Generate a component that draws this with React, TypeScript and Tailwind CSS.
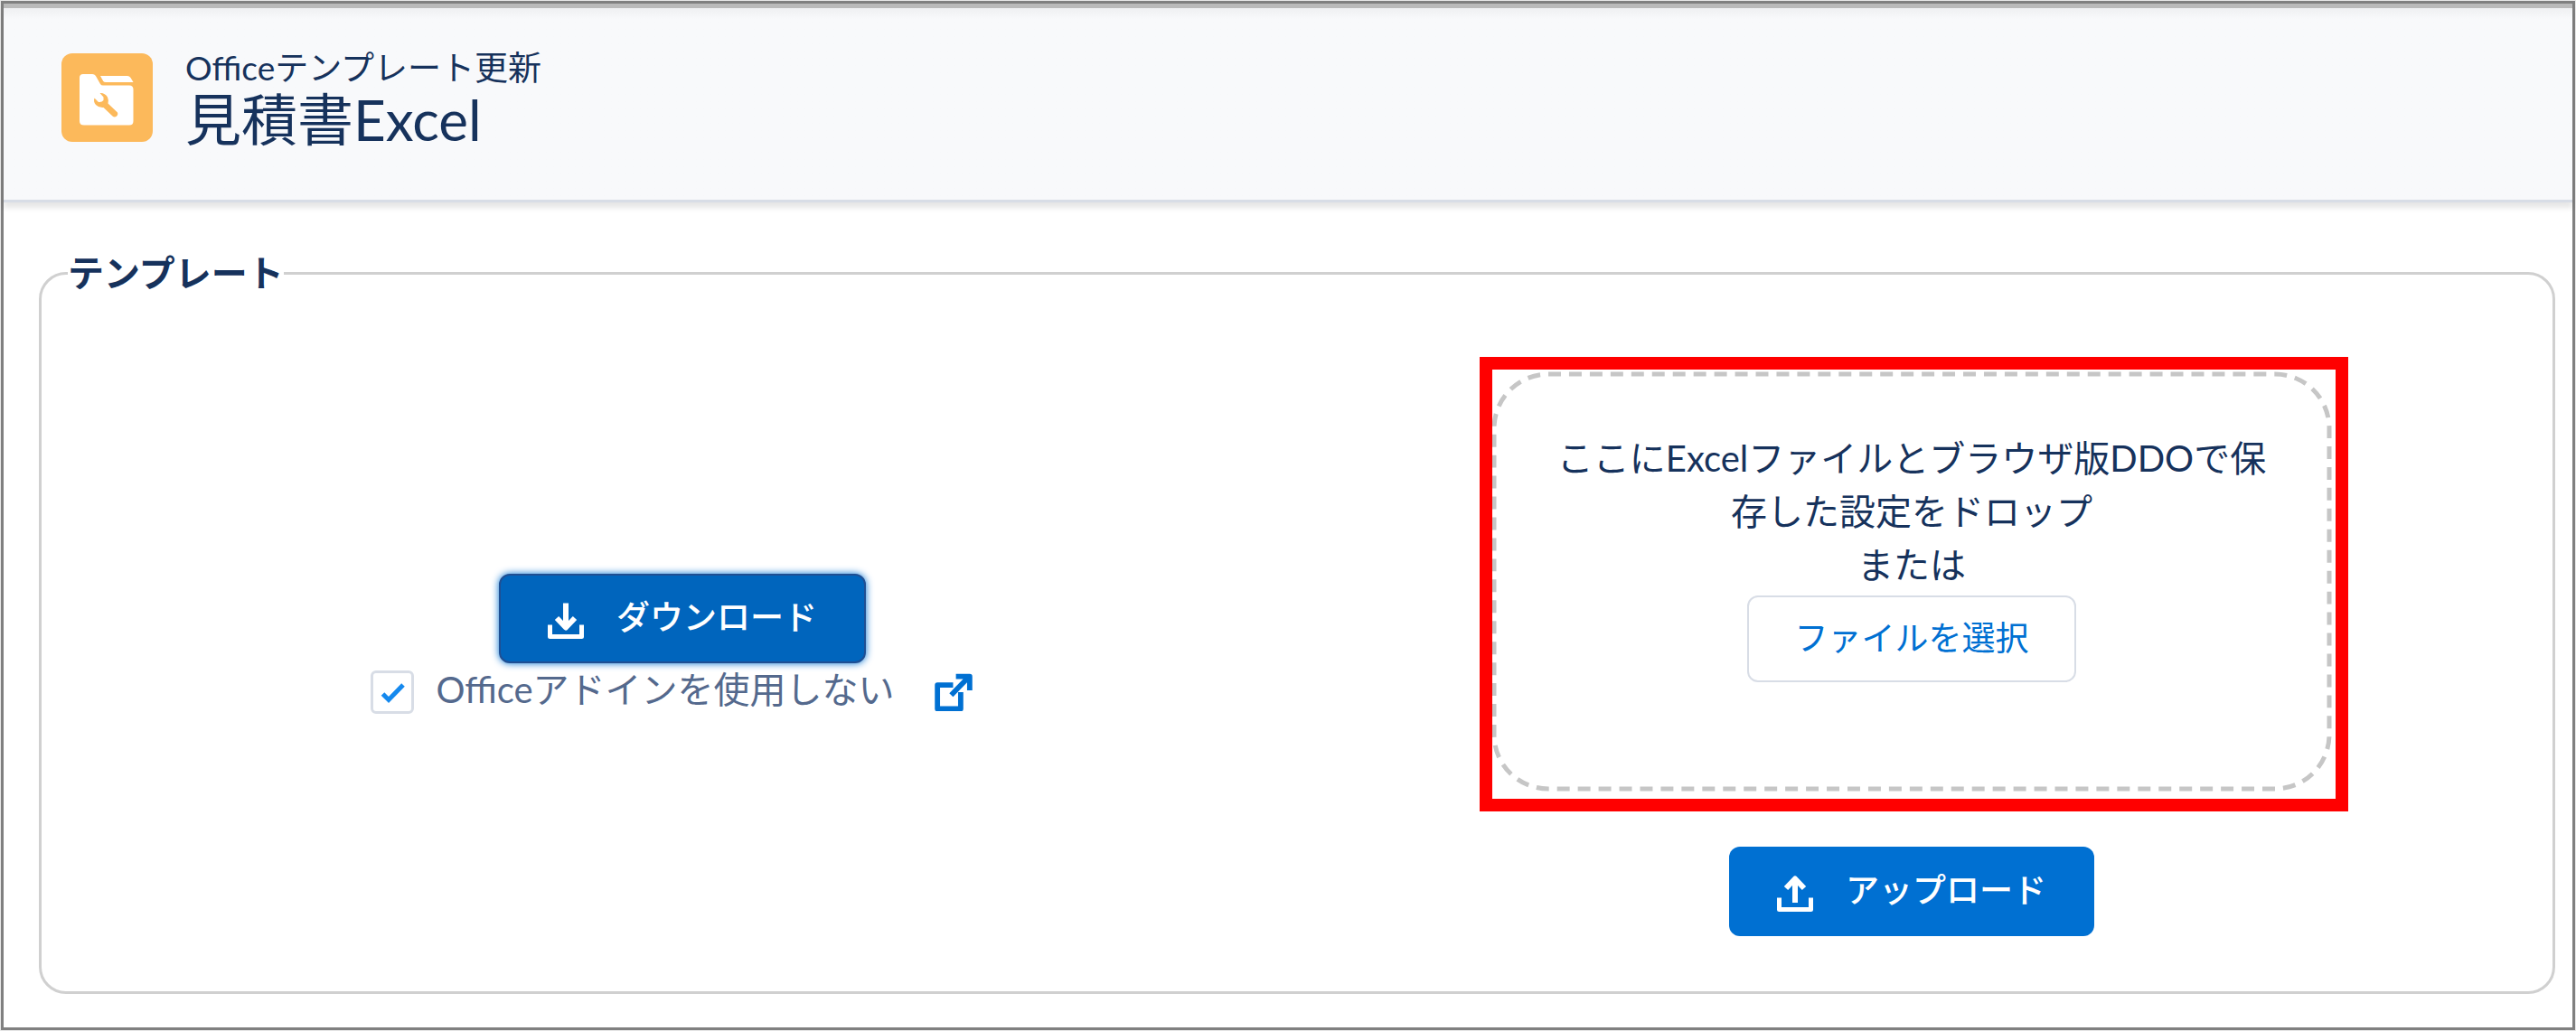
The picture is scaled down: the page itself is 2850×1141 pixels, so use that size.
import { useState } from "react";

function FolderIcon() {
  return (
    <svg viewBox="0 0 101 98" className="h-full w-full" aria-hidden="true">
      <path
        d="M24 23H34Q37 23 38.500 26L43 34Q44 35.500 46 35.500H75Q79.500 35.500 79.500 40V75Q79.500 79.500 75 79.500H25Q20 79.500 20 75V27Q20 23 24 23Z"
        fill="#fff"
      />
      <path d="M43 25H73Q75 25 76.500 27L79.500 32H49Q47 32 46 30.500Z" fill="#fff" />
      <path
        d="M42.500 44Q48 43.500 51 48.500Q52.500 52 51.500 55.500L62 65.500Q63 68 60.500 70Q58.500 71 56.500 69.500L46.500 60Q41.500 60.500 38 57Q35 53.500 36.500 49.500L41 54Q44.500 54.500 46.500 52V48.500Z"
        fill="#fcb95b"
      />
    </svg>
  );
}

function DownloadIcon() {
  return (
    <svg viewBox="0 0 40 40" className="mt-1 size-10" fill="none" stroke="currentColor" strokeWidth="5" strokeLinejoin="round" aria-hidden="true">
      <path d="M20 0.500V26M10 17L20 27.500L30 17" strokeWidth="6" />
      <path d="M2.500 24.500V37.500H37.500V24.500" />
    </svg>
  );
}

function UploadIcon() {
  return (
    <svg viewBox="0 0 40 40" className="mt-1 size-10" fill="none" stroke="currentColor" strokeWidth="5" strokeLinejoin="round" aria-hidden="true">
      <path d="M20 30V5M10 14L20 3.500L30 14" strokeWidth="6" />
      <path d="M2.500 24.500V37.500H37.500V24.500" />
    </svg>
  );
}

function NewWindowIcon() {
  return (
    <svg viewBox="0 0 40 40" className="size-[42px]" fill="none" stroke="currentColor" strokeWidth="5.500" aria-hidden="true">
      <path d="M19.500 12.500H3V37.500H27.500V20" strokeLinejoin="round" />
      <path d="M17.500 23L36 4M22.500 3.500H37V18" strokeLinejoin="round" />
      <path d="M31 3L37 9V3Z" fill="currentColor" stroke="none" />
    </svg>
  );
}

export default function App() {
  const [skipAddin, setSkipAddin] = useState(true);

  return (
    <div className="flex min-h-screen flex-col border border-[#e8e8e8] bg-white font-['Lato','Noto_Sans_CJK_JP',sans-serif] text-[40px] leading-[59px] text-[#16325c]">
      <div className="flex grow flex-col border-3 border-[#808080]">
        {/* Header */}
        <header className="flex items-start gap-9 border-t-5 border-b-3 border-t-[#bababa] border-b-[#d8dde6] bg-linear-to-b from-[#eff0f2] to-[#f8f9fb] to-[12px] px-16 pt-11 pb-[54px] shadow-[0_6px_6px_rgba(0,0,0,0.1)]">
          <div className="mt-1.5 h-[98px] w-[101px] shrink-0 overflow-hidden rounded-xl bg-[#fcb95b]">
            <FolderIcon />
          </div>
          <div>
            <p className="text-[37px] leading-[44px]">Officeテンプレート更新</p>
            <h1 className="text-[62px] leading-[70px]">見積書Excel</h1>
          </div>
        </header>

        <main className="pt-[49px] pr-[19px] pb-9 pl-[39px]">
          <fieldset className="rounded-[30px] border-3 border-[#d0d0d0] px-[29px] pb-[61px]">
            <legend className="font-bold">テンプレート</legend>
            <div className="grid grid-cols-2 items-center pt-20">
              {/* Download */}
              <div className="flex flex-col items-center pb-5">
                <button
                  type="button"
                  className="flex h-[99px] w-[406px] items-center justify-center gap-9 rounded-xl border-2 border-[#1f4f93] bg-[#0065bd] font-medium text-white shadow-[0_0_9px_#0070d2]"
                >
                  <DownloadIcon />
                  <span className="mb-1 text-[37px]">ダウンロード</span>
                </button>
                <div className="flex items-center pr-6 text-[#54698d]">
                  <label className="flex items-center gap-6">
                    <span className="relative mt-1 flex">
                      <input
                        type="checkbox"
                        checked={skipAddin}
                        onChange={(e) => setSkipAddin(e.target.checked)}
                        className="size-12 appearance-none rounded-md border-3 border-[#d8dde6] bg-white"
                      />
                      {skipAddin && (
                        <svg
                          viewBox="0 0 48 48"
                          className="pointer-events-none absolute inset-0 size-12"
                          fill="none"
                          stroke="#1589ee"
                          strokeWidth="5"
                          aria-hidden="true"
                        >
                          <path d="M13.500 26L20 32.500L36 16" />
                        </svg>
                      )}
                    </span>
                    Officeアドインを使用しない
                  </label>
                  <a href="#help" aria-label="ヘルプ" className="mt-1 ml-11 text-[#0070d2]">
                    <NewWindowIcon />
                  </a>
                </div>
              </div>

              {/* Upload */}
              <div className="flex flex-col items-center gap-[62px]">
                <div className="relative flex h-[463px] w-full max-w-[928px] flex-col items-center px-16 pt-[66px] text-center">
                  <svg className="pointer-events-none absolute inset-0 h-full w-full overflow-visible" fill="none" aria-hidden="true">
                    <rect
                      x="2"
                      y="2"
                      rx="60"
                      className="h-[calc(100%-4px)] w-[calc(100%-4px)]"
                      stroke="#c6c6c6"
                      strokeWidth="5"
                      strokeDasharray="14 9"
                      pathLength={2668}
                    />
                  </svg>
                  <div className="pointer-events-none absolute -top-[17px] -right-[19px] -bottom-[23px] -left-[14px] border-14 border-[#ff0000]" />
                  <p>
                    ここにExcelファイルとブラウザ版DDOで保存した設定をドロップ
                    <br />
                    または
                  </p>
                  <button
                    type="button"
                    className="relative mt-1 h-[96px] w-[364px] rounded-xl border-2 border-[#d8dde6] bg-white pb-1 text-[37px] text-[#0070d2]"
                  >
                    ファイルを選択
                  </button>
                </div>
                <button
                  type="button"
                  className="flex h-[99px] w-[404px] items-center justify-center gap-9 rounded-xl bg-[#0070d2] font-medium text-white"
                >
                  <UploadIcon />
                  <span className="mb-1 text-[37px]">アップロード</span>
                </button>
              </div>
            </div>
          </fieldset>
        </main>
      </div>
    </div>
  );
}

····················

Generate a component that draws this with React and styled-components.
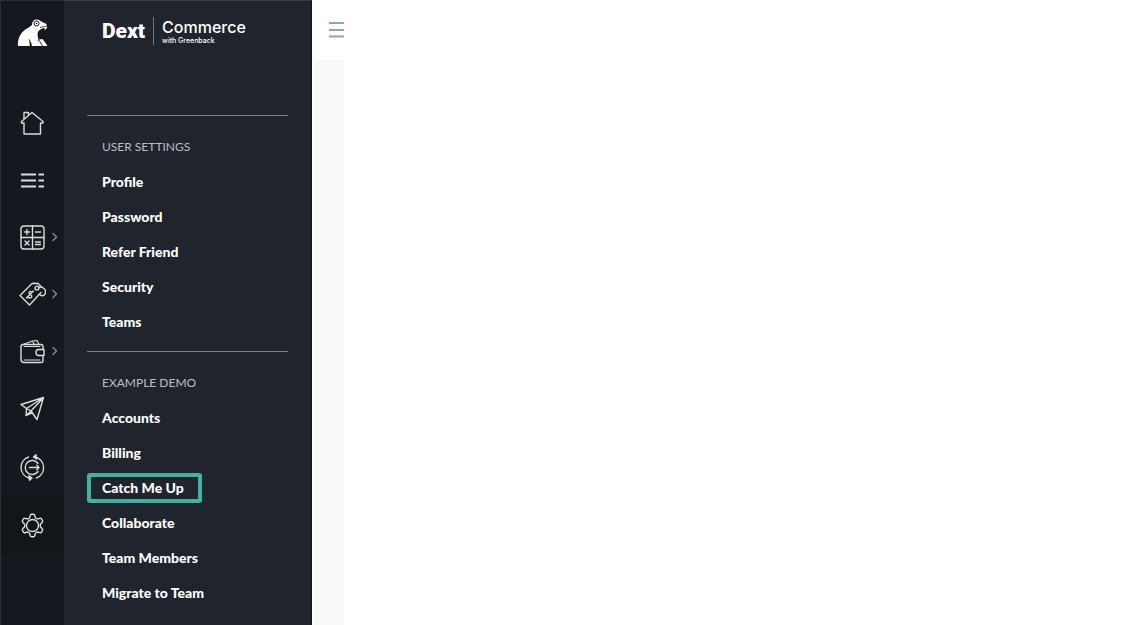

····················

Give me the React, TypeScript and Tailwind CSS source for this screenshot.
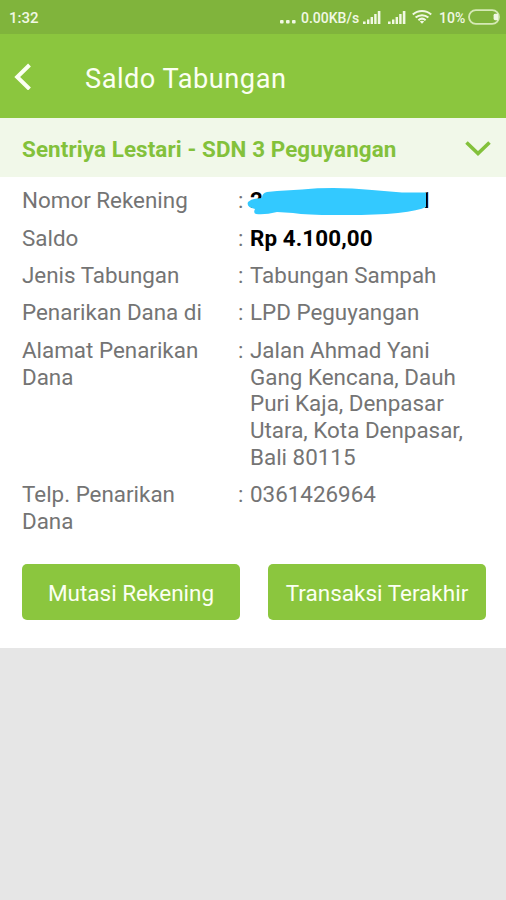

····················

Make an exact copy of the lines from the one containing "Generate a component that draws this with React, TypeScript" to the one containing "const [skipAddin, setSkipAddin]", keeping both and leaving out every picture.

Generate a component that draws this with React, TypeScript and Tailwind CSS.
The picture is scaled down: the page itself is 2850×1141 pixels, so use that size.
import { useState } from "react";

function FolderIcon() {
  return (
    <svg viewBox="0 0 101 98" className="h-full w-full" aria-hidden="true">
      <path
        d="M24 23H34Q37 23 38.500 26L43 34Q44 35.500 46 35.500H75Q79.500 35.500 79.500 40V75Q79.500 79.500 75 79.500H25Q20 79.500 20 75V27Q20 23 24 23Z"
        fill="#fff"
      />
      <path d="M43 25H73Q75 25 76.500 27L79.500 32H49Q47 32 46 30.500Z" fill="#fff" />
      <path
        d="M42.500 44Q48 43.500 51 48.500Q52.500 52 51.500 55.500L62 65.500Q63 68 60.500 70Q58.500 71 56.500 69.500L46.500 60Q41.500 60.500 38 57Q35 53.500 36.500 49.500L41 54Q44.500 54.500 46.500 52V48.500Z"
        fill="#fcb95b"
      />
    </svg>
  );
}

function DownloadIcon() {
  return (
    <svg viewBox="0 0 40 40" className="mt-1 size-10" fill="none" stroke="currentColor" strokeWidth="5" strokeLinejoin="round" aria-hidden="true">
      <path d="M20 0.500V26M10 17L20 27.500L30 17" strokeWidth="6" />
      <path d="M2.500 24.500V37.500H37.500V24.500" />
    </svg>
  );
}

function UploadIcon() {
  return (
    <svg viewBox="0 0 40 40" className="mt-1 size-10" fill="none" stroke="currentColor" strokeWidth="5" strokeLinejoin="round" aria-hidden="true">
      <path d="M20 30V5M10 14L20 3.500L30 14" strokeWidth="6" />
      <path d="M2.500 24.500V37.500H37.500V24.500" />
    </svg>
  );
}

function NewWindowIcon() {
  return (
    <svg viewBox="0 0 40 40" className="size-[42px]" fill="none" stroke="currentColor" strokeWidth="5.500" aria-hidden="true">
      <path d="M19.500 12.500H3V37.500H27.500V20" strokeLinejoin="round" />
      <path d="M17.500 23L36 4M22.500 3.500H37V18" strokeLinejoin="round" />
      <path d="M31 3L37 9V3Z" fill="currentColor" stroke="none" />
    </svg>
  );
}

export default function App() {
  const [skipAddin, setSkipAddin] = useState(true);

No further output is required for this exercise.